The financing and regulation dimension of the energy transformation also forms a critical component of this framework. For the transformation to advance, the investment environment needs to be predictable; market designs, incentive mechanisms, licensing processes, and grid connection rules require updating in alignment with transformation goals. On the financing side, the catalytic role of public resources, instruments that open the way for private sector investment, and risk-sharing mechanisms are determinative. Carbon pricing and international climate finance flows are gaining increasing importance as external parameters that influence the direction of energy investments. The technology agenda is also an inseparable part of this framework: the spread of battery and storage solutions, green hydrogen and alternative fuels, digitalization and data management affect not only energy production technologies but also industrial strategy and supply chains directly. The extent to which these technologies can be localized and the areas where risks of external dependence may arise are elements that shape the strategic dimension of the energy transformation.

Another noteworthy issue under the environment and energy heading concerns the environmental and spatial impacts of energy projects. The effects of energy infrastructure, including renewable energy investments, on land use, biodiversity, water resources, and local living spaces carry importance in planning and permitting processes. Environmental impact assessment, local participation mechanisms, and conflict prevention approaches are considered critical for the sustainability of the energy transformation. While the acceleration of the transformation requires efficiency in permitting processes and predictability in the investment environment, ignoring environmental sensitivities and societal impacts can undermine the feasibility of projects.

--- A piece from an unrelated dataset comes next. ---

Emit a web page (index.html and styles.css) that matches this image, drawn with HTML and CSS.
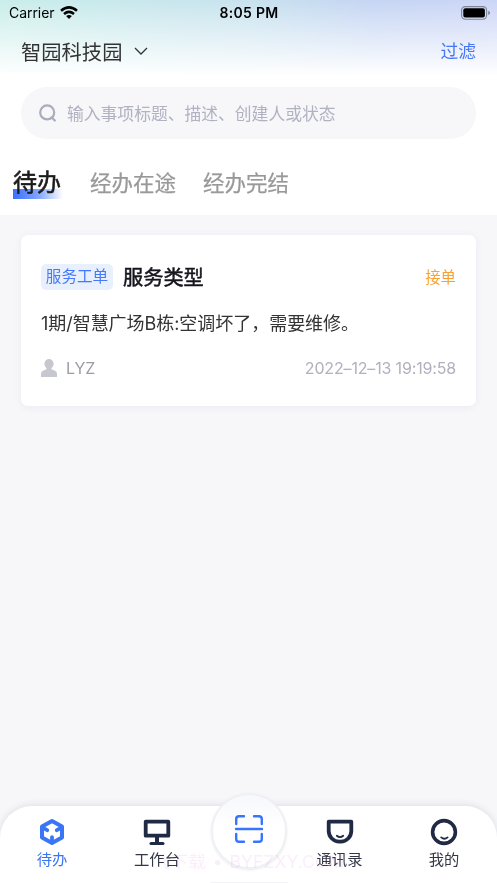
FILE: index.html
```html
<!DOCTYPE html>
<html lang="zh-CN">
<head>
<meta charset="utf-8">
<meta name="viewport" content="width=device-width, initial-scale=1">
<title>待办</title>
<link rel="stylesheet" href="styles.css">
</head>
<body>
<div class="app">
  <header class="top">
    <div class="status">
      <div class="carrier"><span>Carrier</span>
        <svg width="18" height="13" viewBox="0 0 18 13" fill="none" stroke="#000" stroke-width="2.5"><path d="M1 4.8Q9-2 17 4.8M4 8Q9 3.8 14 8"/><path d="M9 13 6.1 10.1Q9 7.8 11.9 10.1Z" fill="#000" stroke="none"/></svg>
      </div>
      <div class="clock">8:05 PM</div>
      <svg class="battery" width="29" height="14" viewBox="0 0 29 14"><rect x=".6" y=".6" width="25" height="12.6" rx="3.6" fill="none" stroke="#7c8599" stroke-width="1.1"/><rect x="2.3" y="2.3" width="21.6" height="9.2" rx="2" fill="#000"/><path d="M27.2 4.7Q29 5.3 29 7T27.2 9.1Z" fill="#7c8599"/></svg>
    </div>
    <div class="location">
      <button class="park">智园科技园<svg width="14" height="9" viewBox="0 0 14 9" fill="none" stroke="#333" stroke-width="1.3"><path d="m1 1 6 6 6-6"/></svg></button>
      <button class="filter">过滤</button>
    </div>
    <div class="search">
      <svg width="18" height="18" viewBox="0 0 18 18" fill="none" stroke="#a9adbd" stroke-width="2.2"><circle cx="8.2" cy="8.4" r="7"/><path d="m12.6 13.3 3.2 3.2" stroke-linecap="round"/></svg>
      <span>输入事项标题、描述、创建人或状态</span>
    </div>
    <nav class="tabs"><span class="tab active">待办</span><span class="tab">经办在途</span><span class="tab">经办完结</span></nav>
  </header>
  <main>
    <article class="card">
      <div class="head"><span class="tag">服务工单</span><h2>服务类型</h2><span class="action">接单</span></div>
      <p class="desc">1期/智慧广场B栋:空调坏了，需要维修。</p>
      <div class="meta">
        <svg width="16" height="18" viewBox="0 0 16 18" fill="#c6c7cf"><ellipse cx="8" cy="4.9" rx="4.6" ry="4.9"/><path d="M5.5 8h5v2.2l3.5 1.5Q16 12.6 16 15v3H0v-3q0-2.4 2-3.3l3.5-1.5Z"/></svg>
        <span class="user">LYZ</span><time>2022–12–13 19:19:58</time>
      </div>
    </article>
  </main>
  <footer class="bar">
    <div class="watermark">飞下载 • BYFZXY.COM</div>
    <a class="item current"><svg width="26" height="28" viewBox="0 0 26 28"><path fill="#fff" stroke="#3a75f6" stroke-width="4" stroke-linejoin="round" d="m13 3 10 5.6v10.8L13 25 3 19.4V8.6Z"/><path d="m4 9.8 4.2 2.4M22 9.8l-4.2 2.4M13 19.2V24" fill="none" stroke="#3a75f6" stroke-width="3.8" stroke-linecap="round"/></svg><span>待办</span></a>
    <a class="item"><svg width="28" height="28" viewBox="0 0 28 28" fill="none" stroke="#202a44"><path d="M2.7 3.7h22.6v14H2.7Z" stroke-width="3.8" stroke-linejoin="round"/><path d="M14 18v7" stroke-width="4"/><path d="M8 25.4h12" stroke-width="3" stroke-linecap="round"/></svg><span>工作台</span></a>
    <a class="scan"><svg width="30" height="30" viewBox="0 0 30 30" fill="none" stroke="#3875ff" stroke-width="2.4" stroke-linecap="round"><path d="M2.2 10V5q0-2.8 2.8-2.8h5M20 2.2h5q2.8 0 2.8 2.8v5M27.8 20v5q0 2.8-2.8 2.8h-5M10 27.8H5q-2.8 0-2.8-2.8v-5M2 15h26"/></svg></a>
    <a class="item"><svg width="28" height="28" viewBox="0 0 28 28" fill="none" stroke="#202a44"><path d="M2.7 3.7h22.6V13a10.6 10.6 0 0 1-10.6 10.6h-1.4A10.6 10.6 0 0 1 2.7 13Z" stroke-width="3.8" stroke-linejoin="round"/><path d="M10.8 17.8q3.2 2.6 6.4 0" stroke-width="1.8" stroke-linecap="round"/></svg><span>通讯录</span></a>
    <a class="item"><svg width="28" height="28" viewBox="0 0 28 28" fill="none" stroke="#202a44"><circle cx="14" cy="14" r="11.4" stroke-width="3.6"/><path d="M11.2 19.4q3.2 2.6 6.4 0" stroke-width="1.8" stroke-linecap="round"/></svg><span>我的</span></a>
    <i class="home"></i>
  </footer>
</div>
</body>
</html>
```
FILE: styles.css
```css
* { box-sizing: border-box; }
body { margin: 0; font-family: Inter, "Noto Sans CJK SC", sans-serif; background: #f7f7fa; }
button { border: 0; padding: 0; background: none; font: inherit; }
svg { display: block; flex: none; }
span, h2, time, button { white-space: nowrap; }
.app { height: 883px; display: flex; flex-direction: column; overflow: hidden; }
.top { height: 215px; flex: none; background: linear-gradient(180deg, rgba(255, 255, 255, 0), #fff 76px), linear-gradient(90deg, #c9eeea 0, #c8e2ee 50%, #c5d5f3 75%, #ccd5f7 100%); }
.status { height: 26px; padding: 0 7px 0 9px; display: grid; grid-template-columns: 1fr auto 1fr; align-items: center; font-size: 14px; line-height: 26px; }
.carrier { display: flex; align-items: center; gap: 5px; letter-spacing: -.05px; }
.carrier svg { margin-top: -1px; }
.clock { font-weight: 600; letter-spacing: .3px; margin-right: 1px; }
.battery { justify-self: end; margin-top: -1px; }
.location { height: 50px; padding: 0 21px; display: flex; justify-content: space-between; align-items: center; }
.park { display: flex; align-items: center; gap: 12px; color: #333; font-size: 20.3px; }
.filter { color: #4577f5; font-size: 17.8px; margin-top: -3px; }
.search { height: 52px; margin: 11px 21px 0; border-radius: 26px; background: #f7f7fa; display: flex; align-items: center; padding-left: 18px; gap: 10px; color: #b0b2c2; font-size: 16.8px; }
.search span { margin-top: -1px; }
.tabs { display: flex; align-items: center; height: 76px; padding: 11px 0 0 13px; gap: 27px; color: #999; font-size: 21.5px; line-height: 32px; }
.tab { -webkit-text-stroke: .25px; }
.active { width: 50px; color: #1b1b1b; font-size: 24px; -webkit-text-stroke: .55px #1b1b1b; background: linear-gradient(90deg, #3970ff, #80a4ff 50%, #fff) 0 100% / 100% 10px no-repeat; }
main { flex: 1; padding: 20px 21px; }
.card { height: 171px; background: #fff; border-radius: 7px; padding: 28px 20px 0; box-shadow: 0 1px 7px #e9eaf1; }
.head { height: 27px; display: flex; align-items: center; }
.tag { width: 72px; height: 26px; border-radius: 5px; background: #e8effd; color: #4479ff; font-size: 15.6px; line-height: 25px; text-align: center; }
h2 { margin: 2px 0 0 10px; font-size: 20.2px; font-weight: 400; line-height: 28px; color: #15151d; -webkit-text-stroke: .5px; }
.action { margin: -2px 0 0 auto; color: #faa12f; font-size: 15.4px; }
.desc { margin: 20px 0 0; font-size: 18px; line-height: 28px; color: #333; white-space: nowrap; letter-spacing: -.04px; }
.meta { margin-top: 18px; height: 24px; display: flex; align-items: center; color: #9b9ca4; font-size: 16px; }
.user { margin-left: 9px; }
time { margin-left: auto; color: #b0b1be; letter-spacing: -.16px; }
.bar { position: relative; height: 77px; display: grid; grid-template-columns: 104px 106px 78px 103px 106px; background: #fff; border-radius: 32px 32px 0 0; box-shadow: 0 -1px 7px #dddee4; }
.item { display: flex; flex-direction: column; align-items: center; padding-top: 12px; gap: 2px; color: #333746; font-size: 15.3px; line-height: 24px; }
.current { color: #3a75f6; }
.scan { width: 76px; height: 76px; margin: -13px 0 0 1px; border: 2px solid #eff0f4; border-radius: 50%; display: grid; place-items: center; background: linear-gradient(#f7f8fc, #fff 45%); box-shadow: 0 1px 3px #e8e9ed; }
.scan svg { margin-top: -4px; }
.watermark { position: absolute; left: 153px; top: 43px; z-index: 1; color: #fbeefb; font-size: 17.6px; line-height: 26px; word-spacing: 2px; white-space: nowrap; mix-blend-mode: multiply; }
.home { position: absolute; left: 210px; bottom: 0; width: 78px; height: 1px; background: #f3f3f5; }
```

Türkiye occupies a position within this broader picture where it concretely experiences both the opportunities and challenges of the energy transformation. The share of renewable sources in total installed capacity has exceeded sixty percent, and the increase in solar and wind capacity has constituted nearly the entirety of net capacity additions in recent years. Within the framework of the 2053 net-zero emission target and the National Energy Plan, a significant expansion of renewable energy capacity is projected by 2035. On the other hand, energy import dependence, the need for grid infrastructure modernization, the increasing pressure of drought on hydroelectric production, and competitiveness concerns of industry constitute the key issues that the transformation process must manage. Türkiye's location in the Mediterranean basin provides a geographic context that directly conveys the pressure of climate impacts on energy systems. In this regard, the Türkiye experience constitutes a concrete example of how energy transformation takes shape at the intersection of global trends and national conditions.

The environment and energy heading aims to address the energy transformation without narrowing it to a technical matter, by considering environmental impacts, economic costs, societal consequences, and foreign policy connections together. Within this framework, the core set of questions includes the following: At what pace and through which instruments should the transformation advance? How should grid and infrastructure investments be prioritized, and how should efficiency policies be strengthened? How should impacts on industry and employment be managed, and how should energy poverty be reduced? How should technology and financing capacity be developed? This heading aims to establish a discussion ground that jointly evaluates both the large-scale trends determining the direction of the transformation and the concrete policy choices that require implementation capacity. At the global level, the new balances that the energy transformation creates in terms of security, competitiveness, and sustainability form the foundation of this discussion.